-- begin --

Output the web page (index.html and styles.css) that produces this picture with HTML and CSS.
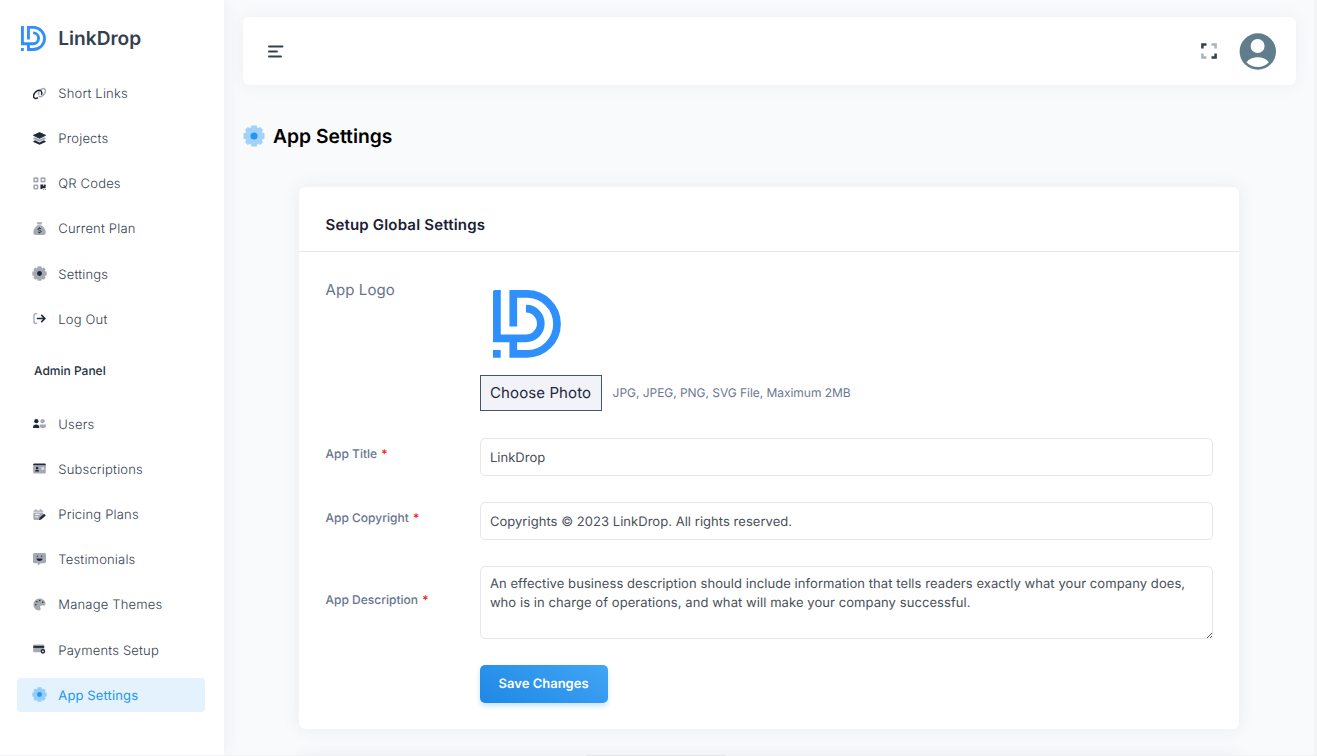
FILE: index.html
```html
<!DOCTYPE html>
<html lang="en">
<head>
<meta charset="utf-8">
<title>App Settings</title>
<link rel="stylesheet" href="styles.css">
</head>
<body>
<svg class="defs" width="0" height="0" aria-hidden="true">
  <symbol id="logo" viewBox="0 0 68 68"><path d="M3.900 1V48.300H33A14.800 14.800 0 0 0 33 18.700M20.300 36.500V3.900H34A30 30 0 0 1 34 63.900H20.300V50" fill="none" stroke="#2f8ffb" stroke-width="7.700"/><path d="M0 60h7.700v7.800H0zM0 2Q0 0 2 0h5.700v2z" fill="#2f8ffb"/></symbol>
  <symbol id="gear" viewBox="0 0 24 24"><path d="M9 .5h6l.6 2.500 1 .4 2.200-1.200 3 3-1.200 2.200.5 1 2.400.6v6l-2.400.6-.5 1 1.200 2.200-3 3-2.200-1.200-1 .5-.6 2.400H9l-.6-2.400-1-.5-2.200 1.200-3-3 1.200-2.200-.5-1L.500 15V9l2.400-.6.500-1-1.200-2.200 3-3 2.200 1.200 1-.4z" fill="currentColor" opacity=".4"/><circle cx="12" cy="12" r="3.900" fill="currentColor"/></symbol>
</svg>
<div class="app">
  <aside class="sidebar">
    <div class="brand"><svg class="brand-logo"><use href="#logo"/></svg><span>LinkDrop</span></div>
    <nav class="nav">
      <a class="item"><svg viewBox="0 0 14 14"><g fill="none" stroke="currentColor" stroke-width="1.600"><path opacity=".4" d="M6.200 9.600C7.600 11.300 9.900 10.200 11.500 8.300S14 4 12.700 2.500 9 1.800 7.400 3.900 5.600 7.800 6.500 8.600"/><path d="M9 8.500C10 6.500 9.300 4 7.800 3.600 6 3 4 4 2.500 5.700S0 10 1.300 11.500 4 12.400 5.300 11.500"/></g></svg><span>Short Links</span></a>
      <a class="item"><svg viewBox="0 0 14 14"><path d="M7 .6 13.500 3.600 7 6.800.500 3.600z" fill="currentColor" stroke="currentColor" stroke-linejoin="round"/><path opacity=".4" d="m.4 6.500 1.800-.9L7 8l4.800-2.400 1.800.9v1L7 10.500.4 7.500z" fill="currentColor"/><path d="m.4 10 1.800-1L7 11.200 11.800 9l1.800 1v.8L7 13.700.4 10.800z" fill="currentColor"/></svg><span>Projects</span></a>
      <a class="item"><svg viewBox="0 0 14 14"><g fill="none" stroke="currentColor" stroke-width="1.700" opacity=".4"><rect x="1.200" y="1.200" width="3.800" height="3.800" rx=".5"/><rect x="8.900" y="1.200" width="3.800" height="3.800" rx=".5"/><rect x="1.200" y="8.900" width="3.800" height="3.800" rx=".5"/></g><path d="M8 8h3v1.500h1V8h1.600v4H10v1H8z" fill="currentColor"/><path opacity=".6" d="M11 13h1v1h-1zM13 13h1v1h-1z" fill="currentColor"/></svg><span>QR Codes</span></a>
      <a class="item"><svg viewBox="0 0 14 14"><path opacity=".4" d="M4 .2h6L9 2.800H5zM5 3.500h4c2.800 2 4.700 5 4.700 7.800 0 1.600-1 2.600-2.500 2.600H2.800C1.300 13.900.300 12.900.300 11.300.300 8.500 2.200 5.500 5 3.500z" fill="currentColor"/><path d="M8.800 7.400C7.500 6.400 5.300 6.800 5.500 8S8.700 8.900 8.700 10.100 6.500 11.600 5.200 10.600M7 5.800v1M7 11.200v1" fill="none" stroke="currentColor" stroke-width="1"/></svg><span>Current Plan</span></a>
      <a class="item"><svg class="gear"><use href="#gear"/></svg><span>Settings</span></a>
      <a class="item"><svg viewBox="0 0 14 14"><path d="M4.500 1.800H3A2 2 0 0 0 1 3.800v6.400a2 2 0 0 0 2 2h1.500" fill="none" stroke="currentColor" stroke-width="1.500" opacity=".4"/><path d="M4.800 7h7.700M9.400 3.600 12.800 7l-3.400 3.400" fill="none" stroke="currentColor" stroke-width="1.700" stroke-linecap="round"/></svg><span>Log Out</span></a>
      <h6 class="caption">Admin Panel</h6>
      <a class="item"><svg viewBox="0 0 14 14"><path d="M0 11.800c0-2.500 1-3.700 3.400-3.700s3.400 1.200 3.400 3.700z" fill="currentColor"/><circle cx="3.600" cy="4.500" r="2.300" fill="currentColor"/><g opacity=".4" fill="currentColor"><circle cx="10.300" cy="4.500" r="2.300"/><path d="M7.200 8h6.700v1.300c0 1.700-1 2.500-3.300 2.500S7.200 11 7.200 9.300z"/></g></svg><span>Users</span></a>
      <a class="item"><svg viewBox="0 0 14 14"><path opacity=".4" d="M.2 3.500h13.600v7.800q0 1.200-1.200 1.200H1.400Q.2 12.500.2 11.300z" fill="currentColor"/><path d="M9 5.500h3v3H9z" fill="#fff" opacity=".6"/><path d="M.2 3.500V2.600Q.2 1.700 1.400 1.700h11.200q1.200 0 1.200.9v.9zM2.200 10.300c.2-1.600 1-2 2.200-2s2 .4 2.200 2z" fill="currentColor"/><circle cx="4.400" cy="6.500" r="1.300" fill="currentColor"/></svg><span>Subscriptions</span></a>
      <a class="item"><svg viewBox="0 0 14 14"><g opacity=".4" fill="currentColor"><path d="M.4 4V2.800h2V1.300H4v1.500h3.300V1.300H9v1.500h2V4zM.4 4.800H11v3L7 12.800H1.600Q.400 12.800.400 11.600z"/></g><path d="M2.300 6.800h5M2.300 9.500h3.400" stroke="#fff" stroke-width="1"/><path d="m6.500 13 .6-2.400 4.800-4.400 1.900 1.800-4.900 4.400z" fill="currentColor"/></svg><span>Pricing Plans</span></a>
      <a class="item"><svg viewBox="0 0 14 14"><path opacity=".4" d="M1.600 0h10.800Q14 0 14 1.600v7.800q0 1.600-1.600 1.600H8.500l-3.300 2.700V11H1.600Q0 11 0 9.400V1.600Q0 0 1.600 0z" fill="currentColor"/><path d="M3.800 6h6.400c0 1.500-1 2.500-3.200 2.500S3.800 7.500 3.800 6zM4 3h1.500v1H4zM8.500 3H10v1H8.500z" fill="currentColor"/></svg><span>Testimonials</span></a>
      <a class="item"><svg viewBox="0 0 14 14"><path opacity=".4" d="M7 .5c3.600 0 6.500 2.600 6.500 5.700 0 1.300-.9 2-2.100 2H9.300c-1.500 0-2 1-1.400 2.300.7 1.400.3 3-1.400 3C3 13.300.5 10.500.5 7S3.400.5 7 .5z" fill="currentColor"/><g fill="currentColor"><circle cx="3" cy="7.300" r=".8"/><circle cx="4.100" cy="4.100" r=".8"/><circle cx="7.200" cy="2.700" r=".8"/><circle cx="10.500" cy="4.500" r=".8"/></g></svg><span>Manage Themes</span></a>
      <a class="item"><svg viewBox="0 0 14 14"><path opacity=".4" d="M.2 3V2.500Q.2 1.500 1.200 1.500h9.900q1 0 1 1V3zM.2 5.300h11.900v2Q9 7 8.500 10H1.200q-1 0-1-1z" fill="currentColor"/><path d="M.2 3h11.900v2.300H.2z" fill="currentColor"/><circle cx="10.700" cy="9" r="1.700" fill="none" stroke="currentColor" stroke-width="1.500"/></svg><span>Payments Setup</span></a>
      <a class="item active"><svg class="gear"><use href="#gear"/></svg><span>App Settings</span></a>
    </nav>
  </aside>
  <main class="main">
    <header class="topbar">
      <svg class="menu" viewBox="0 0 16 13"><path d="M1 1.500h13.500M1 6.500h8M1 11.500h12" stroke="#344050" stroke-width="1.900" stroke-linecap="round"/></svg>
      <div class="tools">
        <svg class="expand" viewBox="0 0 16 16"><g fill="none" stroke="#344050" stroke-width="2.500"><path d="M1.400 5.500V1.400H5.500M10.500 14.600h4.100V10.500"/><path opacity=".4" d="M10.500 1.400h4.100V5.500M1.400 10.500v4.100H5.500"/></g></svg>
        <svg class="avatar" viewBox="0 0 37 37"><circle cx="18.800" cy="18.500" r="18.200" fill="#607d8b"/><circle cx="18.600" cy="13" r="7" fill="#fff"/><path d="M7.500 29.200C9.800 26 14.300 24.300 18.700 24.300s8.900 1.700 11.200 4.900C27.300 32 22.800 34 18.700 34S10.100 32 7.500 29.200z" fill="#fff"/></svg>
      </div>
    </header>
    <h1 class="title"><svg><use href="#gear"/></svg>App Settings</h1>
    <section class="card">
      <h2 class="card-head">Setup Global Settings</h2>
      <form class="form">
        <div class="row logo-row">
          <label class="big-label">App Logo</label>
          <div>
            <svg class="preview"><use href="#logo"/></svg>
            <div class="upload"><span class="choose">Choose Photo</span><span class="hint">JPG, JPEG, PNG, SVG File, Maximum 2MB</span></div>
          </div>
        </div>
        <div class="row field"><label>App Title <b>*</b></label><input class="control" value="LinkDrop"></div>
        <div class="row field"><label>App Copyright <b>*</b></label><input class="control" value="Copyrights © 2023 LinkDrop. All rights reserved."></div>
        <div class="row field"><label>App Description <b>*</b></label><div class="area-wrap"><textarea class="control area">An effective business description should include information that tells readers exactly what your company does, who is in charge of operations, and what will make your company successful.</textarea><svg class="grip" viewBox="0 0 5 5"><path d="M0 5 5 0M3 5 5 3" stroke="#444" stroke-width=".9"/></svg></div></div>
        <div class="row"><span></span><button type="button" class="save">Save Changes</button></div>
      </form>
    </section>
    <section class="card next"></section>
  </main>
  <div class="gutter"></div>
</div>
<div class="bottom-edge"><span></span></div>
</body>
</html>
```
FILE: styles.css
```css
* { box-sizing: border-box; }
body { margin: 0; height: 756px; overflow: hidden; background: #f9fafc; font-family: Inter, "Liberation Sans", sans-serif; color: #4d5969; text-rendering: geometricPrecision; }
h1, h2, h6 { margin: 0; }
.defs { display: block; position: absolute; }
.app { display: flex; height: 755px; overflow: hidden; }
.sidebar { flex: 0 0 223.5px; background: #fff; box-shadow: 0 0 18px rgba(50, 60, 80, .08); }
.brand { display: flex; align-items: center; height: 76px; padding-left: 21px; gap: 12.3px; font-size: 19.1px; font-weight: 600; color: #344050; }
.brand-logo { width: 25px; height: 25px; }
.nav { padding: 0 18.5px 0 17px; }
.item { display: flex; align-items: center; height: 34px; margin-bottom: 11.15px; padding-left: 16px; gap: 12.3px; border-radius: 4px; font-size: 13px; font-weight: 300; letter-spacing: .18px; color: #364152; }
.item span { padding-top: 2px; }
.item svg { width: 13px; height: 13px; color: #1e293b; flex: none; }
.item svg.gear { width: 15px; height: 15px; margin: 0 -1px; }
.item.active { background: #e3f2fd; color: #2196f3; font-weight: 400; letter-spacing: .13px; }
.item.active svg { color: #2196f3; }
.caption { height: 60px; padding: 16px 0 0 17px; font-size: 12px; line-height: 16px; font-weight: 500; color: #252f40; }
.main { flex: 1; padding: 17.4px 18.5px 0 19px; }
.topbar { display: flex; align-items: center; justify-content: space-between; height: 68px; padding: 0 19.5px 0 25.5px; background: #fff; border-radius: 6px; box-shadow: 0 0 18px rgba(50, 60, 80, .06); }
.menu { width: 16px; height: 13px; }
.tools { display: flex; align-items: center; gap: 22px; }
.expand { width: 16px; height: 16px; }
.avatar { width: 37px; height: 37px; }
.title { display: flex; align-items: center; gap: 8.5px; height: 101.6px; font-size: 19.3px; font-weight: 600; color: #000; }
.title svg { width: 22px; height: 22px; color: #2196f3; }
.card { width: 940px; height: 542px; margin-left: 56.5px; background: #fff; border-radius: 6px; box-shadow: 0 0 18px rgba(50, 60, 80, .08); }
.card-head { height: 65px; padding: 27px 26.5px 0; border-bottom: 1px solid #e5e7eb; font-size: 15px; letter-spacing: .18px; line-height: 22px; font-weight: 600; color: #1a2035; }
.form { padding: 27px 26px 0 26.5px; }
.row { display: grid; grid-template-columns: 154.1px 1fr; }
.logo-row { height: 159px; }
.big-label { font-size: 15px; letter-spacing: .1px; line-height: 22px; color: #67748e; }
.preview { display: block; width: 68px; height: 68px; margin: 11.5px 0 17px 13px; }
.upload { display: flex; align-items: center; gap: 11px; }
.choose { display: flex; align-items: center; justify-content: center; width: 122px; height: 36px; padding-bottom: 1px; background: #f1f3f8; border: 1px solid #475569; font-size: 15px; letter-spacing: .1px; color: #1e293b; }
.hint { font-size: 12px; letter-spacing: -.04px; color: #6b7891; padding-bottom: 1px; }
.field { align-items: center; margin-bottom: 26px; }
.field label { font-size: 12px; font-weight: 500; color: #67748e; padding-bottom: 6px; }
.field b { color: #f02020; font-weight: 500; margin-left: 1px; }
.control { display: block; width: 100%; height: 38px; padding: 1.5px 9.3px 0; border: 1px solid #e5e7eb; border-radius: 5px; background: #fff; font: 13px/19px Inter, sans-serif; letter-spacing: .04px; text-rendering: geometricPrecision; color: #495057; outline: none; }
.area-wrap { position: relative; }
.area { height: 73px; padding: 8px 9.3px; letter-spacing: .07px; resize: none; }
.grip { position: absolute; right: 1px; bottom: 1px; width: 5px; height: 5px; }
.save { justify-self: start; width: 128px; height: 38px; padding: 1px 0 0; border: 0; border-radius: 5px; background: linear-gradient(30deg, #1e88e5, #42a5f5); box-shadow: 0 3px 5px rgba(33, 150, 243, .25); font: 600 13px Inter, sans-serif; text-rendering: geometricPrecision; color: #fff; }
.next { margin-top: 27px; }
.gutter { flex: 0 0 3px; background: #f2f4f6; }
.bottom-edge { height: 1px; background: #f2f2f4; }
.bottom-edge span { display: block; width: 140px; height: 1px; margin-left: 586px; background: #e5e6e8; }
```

-- end --

**OBJECTIVE**
Go through the listing above and return every line where the word "styles" occurs.

**REPLY TO THE TASK**
Output the web page (index.html and styles.css) that produces this picture with HTML and CSS.
<link rel="stylesheet" href="styles.css">
FILE: styles.css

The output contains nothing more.